In a diner, Dwight declares that he could save the branch if Jan will let him run it. Jan: "Okay." Dwight: "'Okay,' I can run it?" Jan impatiently asks him what he would do. Dwight says that he would eliminate waste -- which he describes as half the people who work there. The waitress drops off several dishes of fluffy starch -- all delicious-looking, and all for Dwight; he proceeds to pour like a pint of syrup all over everything. Jan pointedly says that Dwight must feel very strongly about what he's telling her, to turn on Michael and his co-workers that way. Dwight admits that the decision to turn on Michael was difficult, but that once he did it, he "didn't look back." As for his co-workers, they can suck it, apparently. He concludes by saying that he wants the branch, and awaits her decision, and then he sets upon his plate of pancakes like a dingo on a baby. It's a pretty horrifying display. I'm not saying it's worse than Claire Bennet performing an unanesthetized toe-ectomy with a pair of pinking shears? But it's maybe as bad. Dwight pauses in his flapjack massacre to tell Jan about a new Ann Taylor outlet store. Jan makes a note.
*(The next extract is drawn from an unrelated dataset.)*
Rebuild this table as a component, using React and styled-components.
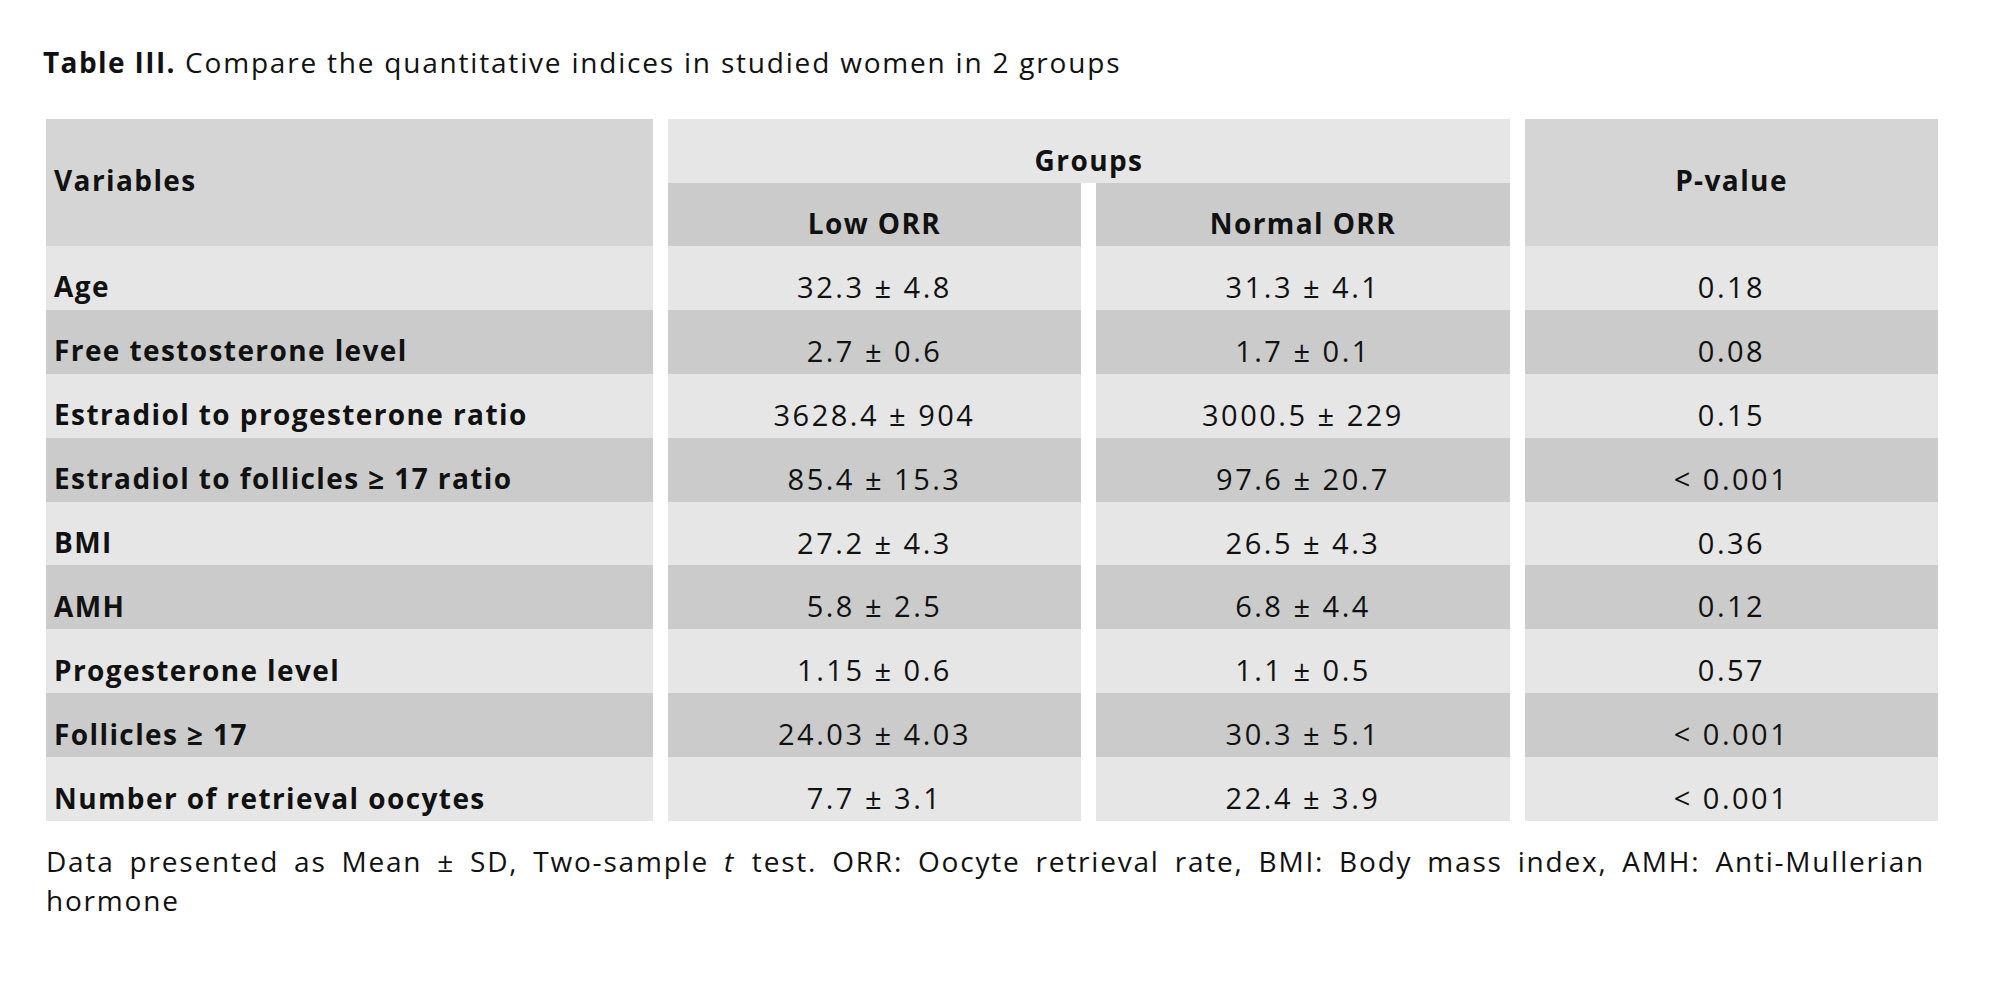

Back at the branch, Michael gets a call from Jan, telling him all about Dwight and ordering him to get his shit under control so that she doesn't have to spend any more of her afternoons getting coated in pancake mist. (I paraphrase.) Michael interviews that he can't imagine what Dwight was thinking, to try to turn Jan against him: "She's my ex-lover. Ish." Yeah, "ish" doesn't quite cover it.
Fashion show! Fashion show! Fashion show at lunch! Pam emerges from the ladies' room in her berry-coloured blouse, which she's paired with a black pencil skirt and some black flats. Kelly, Phyllis, and Meredith all coo over how great she looks. Pam, beaming, fishes for compliments, saying it's too much, and she's going to return it. Kelly tells her that she has to keep it for a day before she decides, and then Roy enters and awkwardly tells Pam how nice she looks. Pam graciously accepts the compliment without acting like she thinks she should trade it in for something less warehouse-y.
Stamford. Jim's wrapping up a sales call when Josh comes out of his office and snaps off the bullpen lights, cuing his colleagues that it's Call Of Duty time. Andy and Karen leap up to close the blinds. Jim's like, "Again?" No one ever said that about Tetris. NO ONE.